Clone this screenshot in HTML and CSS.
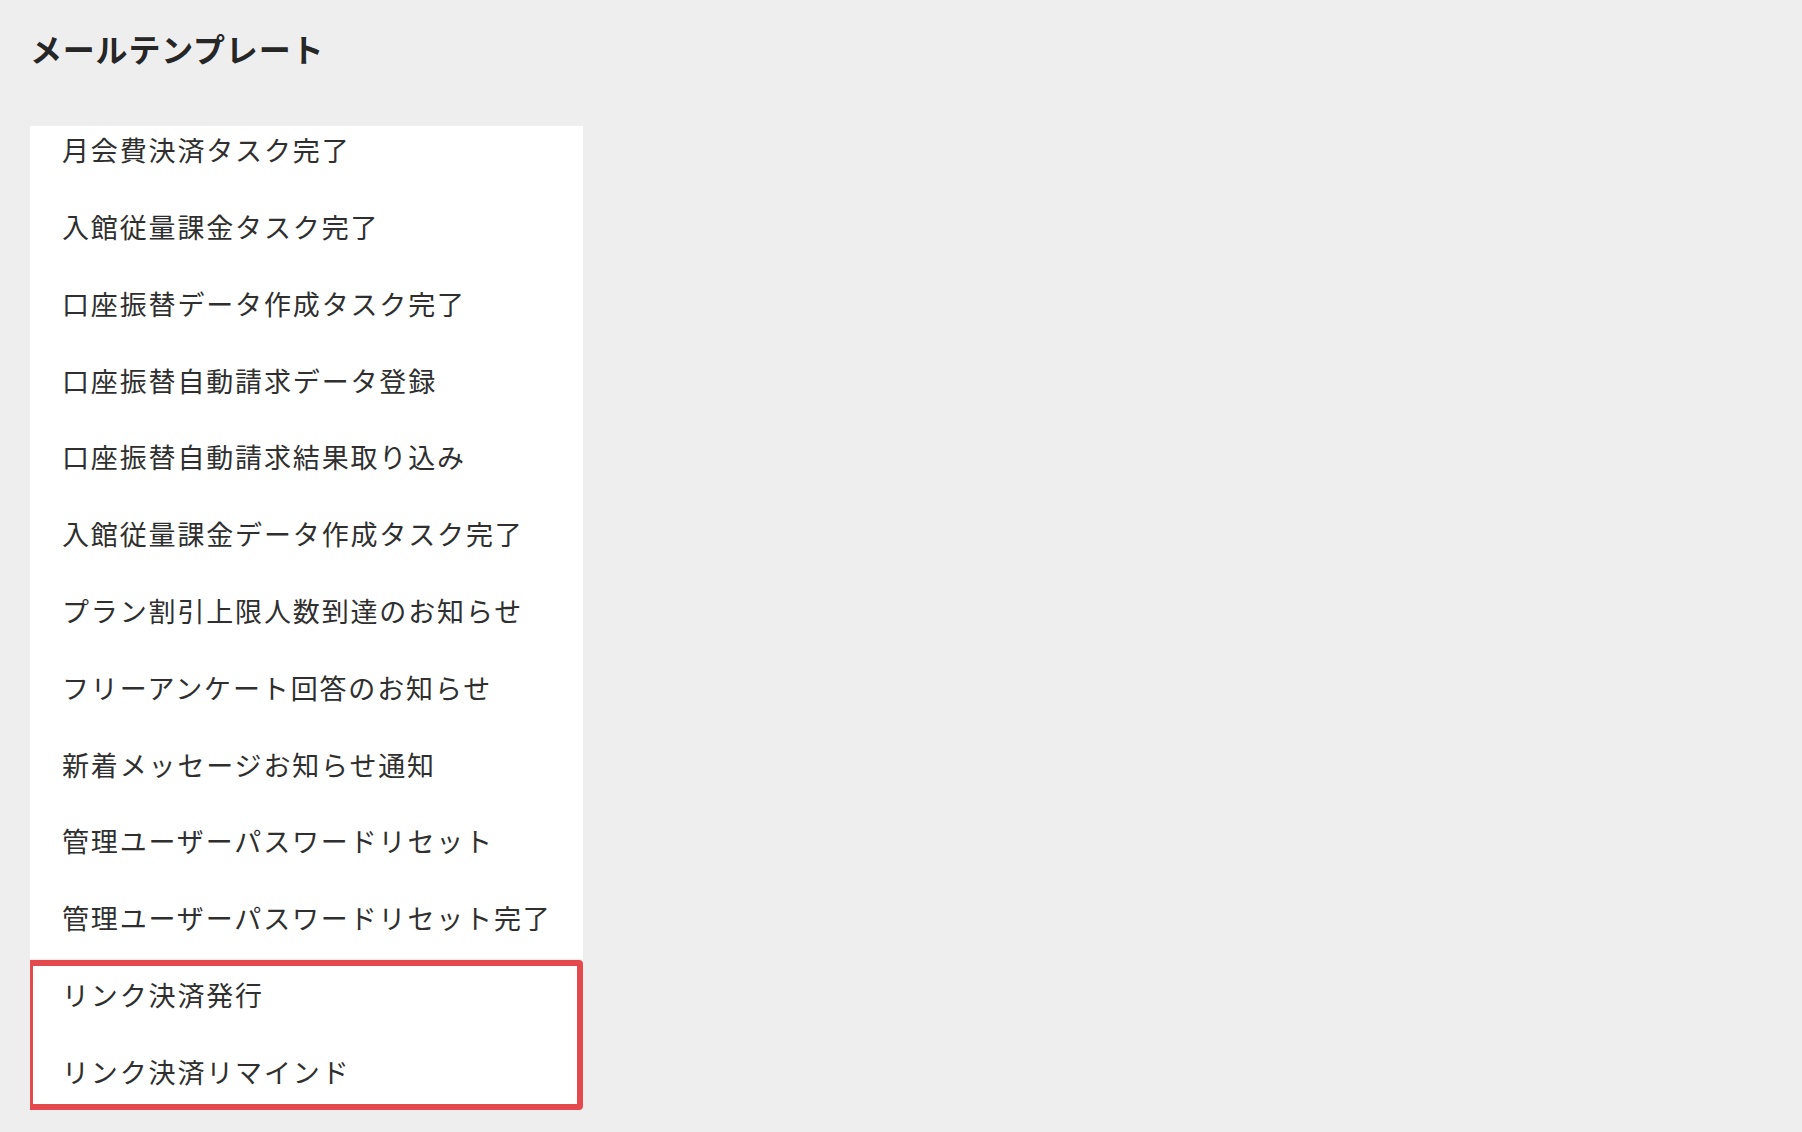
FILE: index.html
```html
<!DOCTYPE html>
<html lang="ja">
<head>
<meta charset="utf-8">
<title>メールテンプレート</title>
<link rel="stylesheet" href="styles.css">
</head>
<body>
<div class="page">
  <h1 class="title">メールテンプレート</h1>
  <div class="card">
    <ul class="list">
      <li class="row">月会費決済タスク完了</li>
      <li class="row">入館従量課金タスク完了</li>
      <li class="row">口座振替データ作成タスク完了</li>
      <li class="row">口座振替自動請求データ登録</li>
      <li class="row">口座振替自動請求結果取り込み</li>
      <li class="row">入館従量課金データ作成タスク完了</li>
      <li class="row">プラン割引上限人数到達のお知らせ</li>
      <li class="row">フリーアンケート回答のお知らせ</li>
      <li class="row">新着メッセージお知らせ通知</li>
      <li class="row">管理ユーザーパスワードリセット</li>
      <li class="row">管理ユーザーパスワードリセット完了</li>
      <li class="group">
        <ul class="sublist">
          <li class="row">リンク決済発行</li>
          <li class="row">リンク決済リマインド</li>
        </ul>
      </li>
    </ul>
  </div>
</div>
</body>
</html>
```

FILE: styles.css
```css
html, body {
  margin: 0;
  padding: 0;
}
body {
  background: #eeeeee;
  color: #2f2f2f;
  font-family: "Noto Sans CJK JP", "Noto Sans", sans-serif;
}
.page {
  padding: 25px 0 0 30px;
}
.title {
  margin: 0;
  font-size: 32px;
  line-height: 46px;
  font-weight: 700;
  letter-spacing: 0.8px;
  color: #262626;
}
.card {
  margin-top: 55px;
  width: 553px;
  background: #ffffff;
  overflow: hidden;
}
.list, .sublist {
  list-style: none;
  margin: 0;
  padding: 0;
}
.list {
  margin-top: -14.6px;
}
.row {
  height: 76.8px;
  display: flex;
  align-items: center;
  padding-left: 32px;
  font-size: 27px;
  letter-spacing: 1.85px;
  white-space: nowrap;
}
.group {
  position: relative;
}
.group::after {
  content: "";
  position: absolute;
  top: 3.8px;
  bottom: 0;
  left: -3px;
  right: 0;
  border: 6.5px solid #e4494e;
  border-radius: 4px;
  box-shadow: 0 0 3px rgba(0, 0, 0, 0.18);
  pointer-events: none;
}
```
########
Aim of the exercise:
Repeat the material exactly as it reads, without any of its pictures.

Finished exercise:
Clone this screenshot in HTML and CSS.
FILE: index.html
```html
<!DOCTYPE html>
<html lang="ja">
<head>
<meta charset="utf-8">
<title>メールテンプレート</title>
<link rel="stylesheet" href="styles.css">
</head>
<body>
<div class="page">
  <h1 class="title">メールテンプレート</h1>
  <div class="card">
    <ul class="list">
      <li class="row">月会費決済タスク完了</li>
      <li class="row">入館従量課金タスク完了</li>
      <li class="row">口座振替データ作成タスク完了</li>
      <li class="row">口座振替自動請求データ登録</li>
      <li class="row">口座振替自動請求結果取り込み</li>
      <li class="row">入館従量課金データ作成タスク完了</li>
      <li class="row">プラン割引上限人数到達のお知らせ</li>
      <li class="row">フリーアンケート回答のお知らせ</li>
      <li class="row">新着メッセージお知らせ通知</li>
      <li class="row">管理ユーザーパスワードリセット</li>
      <li class="row">管理ユーザーパスワードリセット完了</li>
      <li class="group">
        <ul class="sublist">
          <li class="row">リンク決済発行</li>
          <li class="row">リンク決済リマインド</li>
        </ul>
      </li>
    </ul>
  </div>
</div>
</body>
</html>
```

FILE: styles.css
```css
html, body {
  margin: 0;
  padding: 0;
}
body {
  background: #eeeeee;
  color: #2f2f2f;
  font-family: "Noto Sans CJK JP", "Noto Sans", sans-serif;
}
.page {
  padding: 25px 0 0 30px;
}
.title {
  margin: 0;
  font-size: 32px;
  line-height: 46px;
  font-weight: 700;
  letter-spacing: 0.8px;
  color: #262626;
}
.card {
  margin-top: 55px;
  width: 553px;
  background: #ffffff;
  overflow: hidden;
}
.list, .sublist {
  list-style: none;
  margin: 0;
  padding: 0;
}
.list {
  margin-top: -14.6px;
}
.row {
  height: 76.8px;
  display: flex;
  align-items: center;
  padding-left: 32px;
  font-size: 27px;
  letter-spacing: 1.85px;
  white-space: nowrap;
}
.group {
  position: relative;
}
.group::after {
  content: "";
  position: absolute;
  top: 3.8px;
  bottom: 0;
  left: -3px;
  right: 0;
  border: 6.5px solid #e4494e;
  border-radius: 4px;
  box-shadow: 0 0 3px rgba(0, 0, 0, 0.18);
  pointer-events: none;
}
```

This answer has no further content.